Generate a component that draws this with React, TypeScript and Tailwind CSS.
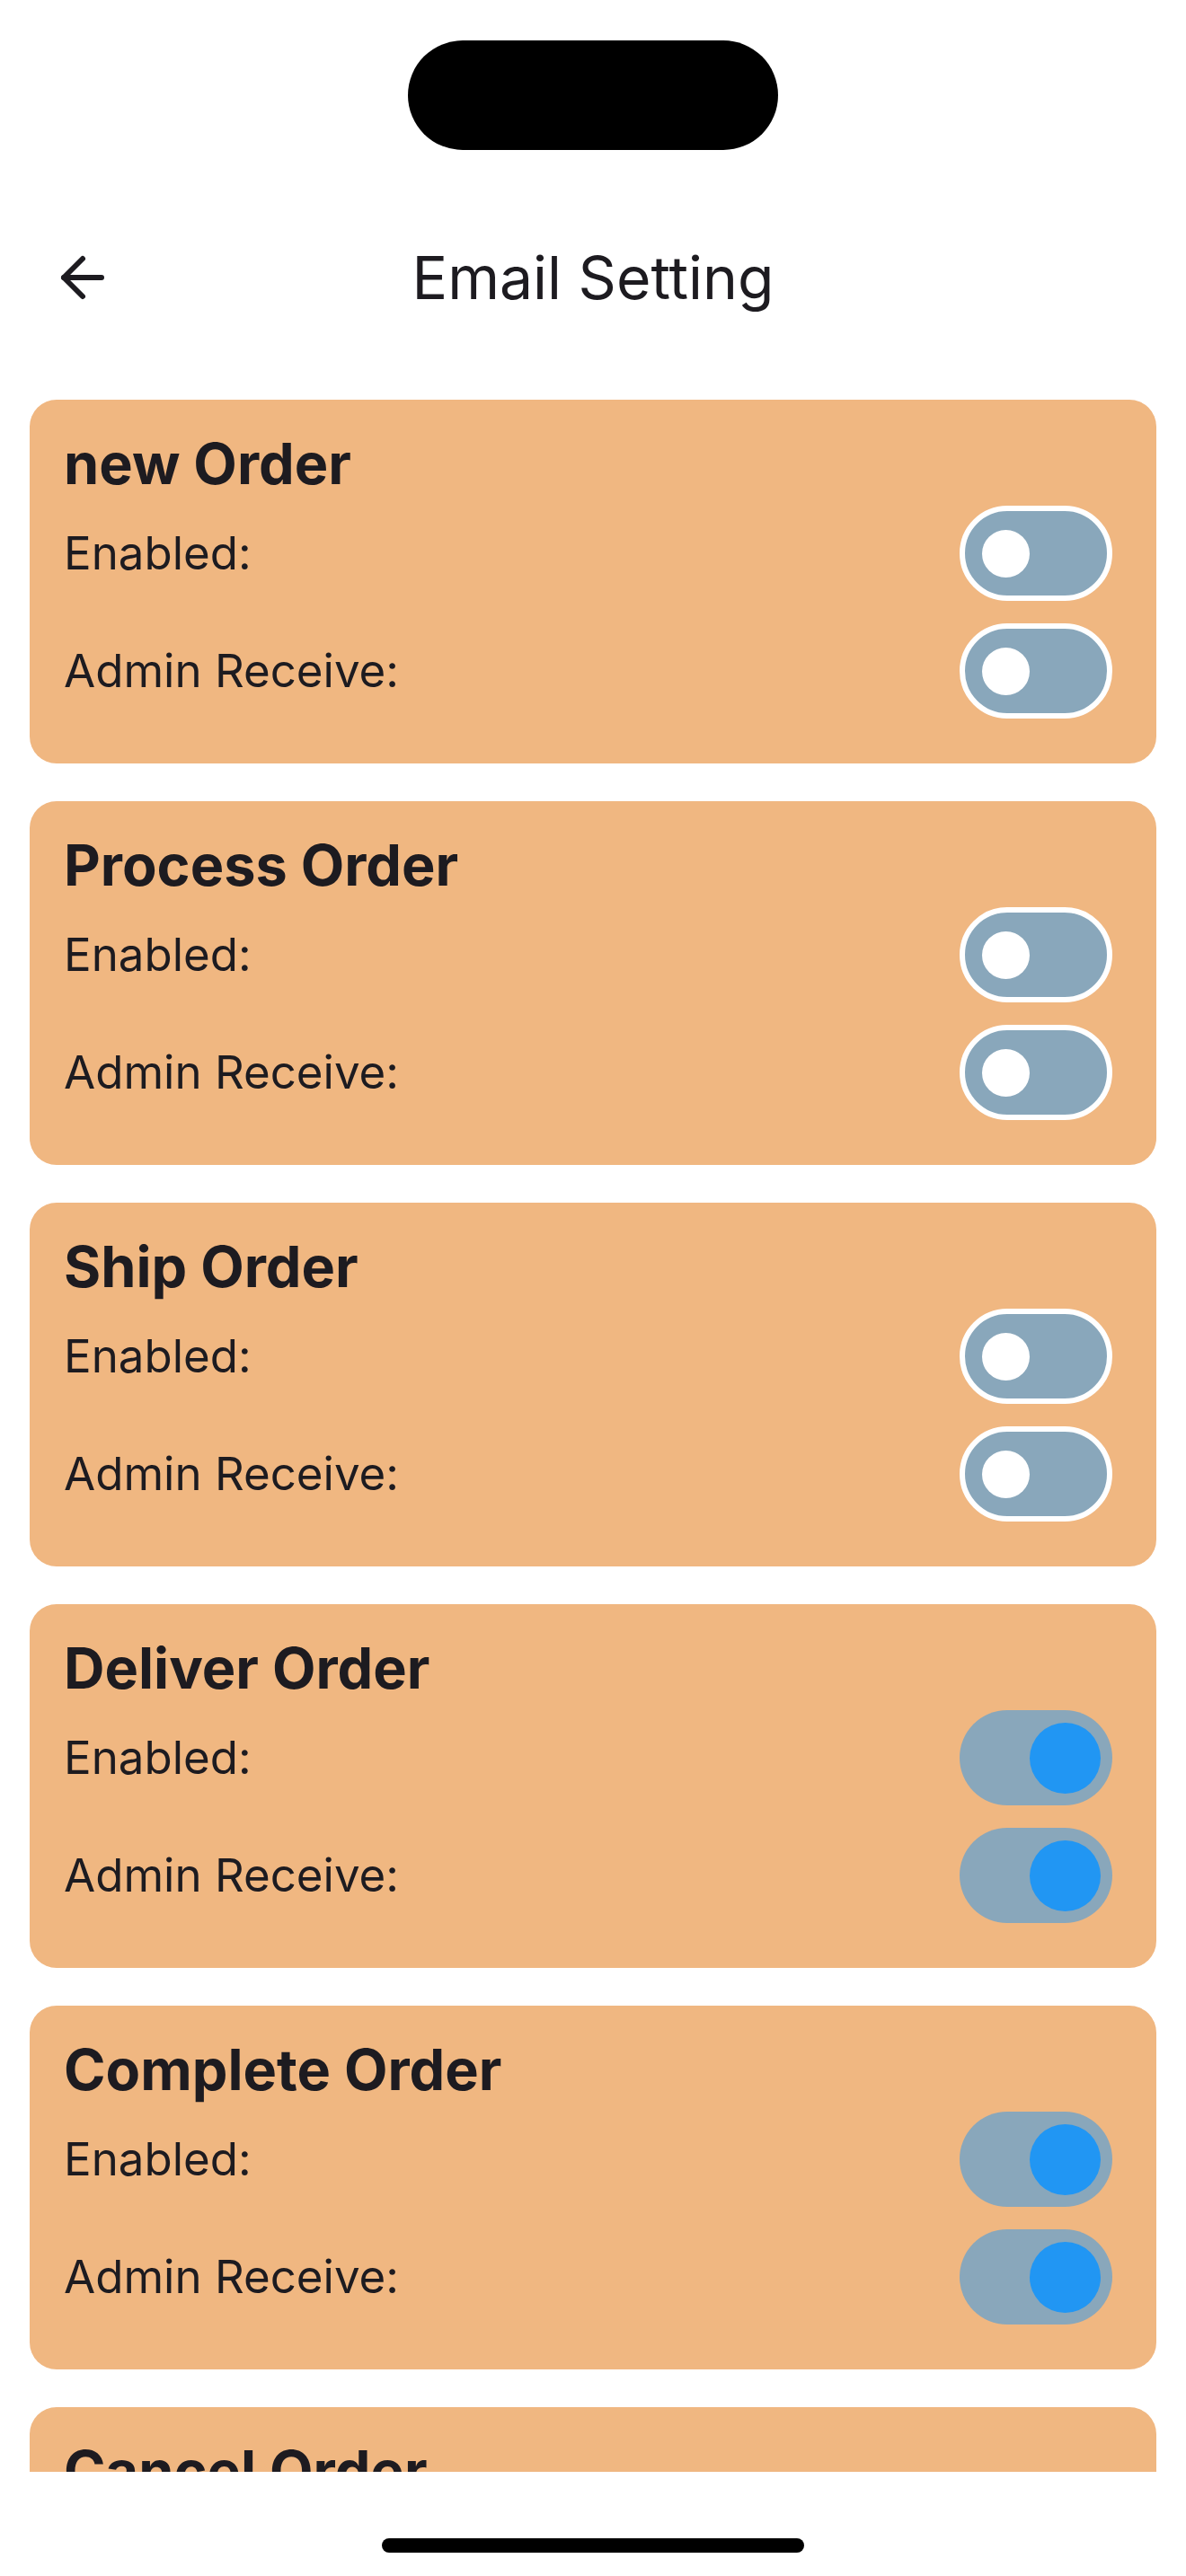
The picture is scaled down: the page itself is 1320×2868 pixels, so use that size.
import React, { useState } from 'react';
import { ArrowLeft } from 'lucide-react';

interface OrderSetting {
  name: string;
  enabled: boolean;
  adminReceive: boolean;
}

const initialSettings: OrderSetting[] = [
  { name: 'new Order', enabled: false, adminReceive: false },
  { name: 'Process Order', enabled: false, adminReceive: false },
  { name: 'Ship Order', enabled: false, adminReceive: false },
  { name: 'Deliver Order', enabled: true, adminReceive: true },
  { name: 'Complete Order', enabled: true, adminReceive: true },
  { name: 'Cancel Order', enabled: false, adminReceive: false },
];

const Toggle: React.FC<{ on: boolean; onChange: () => void }> = ({ on, onChange }) => (
  <button
    onClick={onChange}
    className={`w-[170px] h-[106px] rounded-full bg-[#89a7bb] flex items-center shrink-0 ${
      on ? 'justify-end pr-[13px]' : 'border-[6px] border-white pl-[19px]'
    }`}
  >
    {on ? (
      <span className="w-[79px] h-[79px] rounded-full bg-[#2196f3]" />
    ) : (
      <span className="w-[53px] h-[53px] rounded-full bg-white" />
    )}
  </button>
);

const Row: React.FC<{ label: string; on: boolean; onChange: () => void }> = ({ label, on, onChange }) => (
  <div className="flex items-center justify-between h-[106px]">
    <span className="text-[51px] text-[#1d1b20]">{label}</span>
    <Toggle on={on} onChange={onChange} />
  </div>
);

export default function App() {
  const [settings, setSettings] = useState(initialSettings);

  const flip = (i: number, key: 'enabled' | 'adminReceive') => {
    setSettings(prev => prev.map((s, idx) => (idx === i ? { ...s, [key]: !s[key] } : s)));
  };

  return (
    <div
      className="w-[1320px] h-[2868px] bg-white flex flex-col overflow-hidden"
      style={{ fontFamily: 'Inter, "Noto Sans", sans-serif' }}
    >
      {/* status bar / island */}
      <div className="pt-[45px] flex justify-center">
        <div className="w-[412px] h-[122px] rounded-full bg-black" />
      </div>

      {/* App bar */}
      <div className="mt-[58px] h-[168px] grid grid-cols-[1fr_auto_1fr] items-center">
        <div className="pl-[56px]">
          <button className="w-[72px] h-[72px] flex items-center justify-center text-[#1d1b20]">
            <ArrowLeft size={72} strokeWidth={2} />
          </button>
        </div>
        <h1 className="text-[66px] text-[#1d1b20] font-normal">Email Setting</h1>
        <div />
      </div>

      {/* List */}
      <div className="flex-1 overflow-hidden px-[33px] pt-[52px]">
        <div className="flex flex-col gap-[42px]">
          {settings.map((s, i) => (
            <div key={s.name} className="bg-[#f0b781] rounded-[30px] pt-[31px] pb-[50px] pl-[38px] pr-[49px]">
              <h2 className="text-[63px] leading-[80px] font-bold text-[#1d1b20]">{s.name}</h2>
              <div className="mt-[7px] flex flex-col gap-[25px]">
                <Row label="Enabled:" on={s.enabled} onChange={() => flip(i, 'enabled')} />
                <Row label="Admin Receive:" on={s.adminReceive} onChange={() => flip(i, 'adminReceive')} />
              </div>
            </div>
          ))}
        </div>
      </div>

      {/* home indicator */}
      <div className="h-[116px] pt-[74px] flex justify-center shrink-0">
        <div className="w-[470px] h-[16px] rounded-full bg-black" />
      </div>
    </div>
  );
}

* [Work required]:
Tally up the lines of the listing containing the word "that". Give only the total.

* [In response]:
2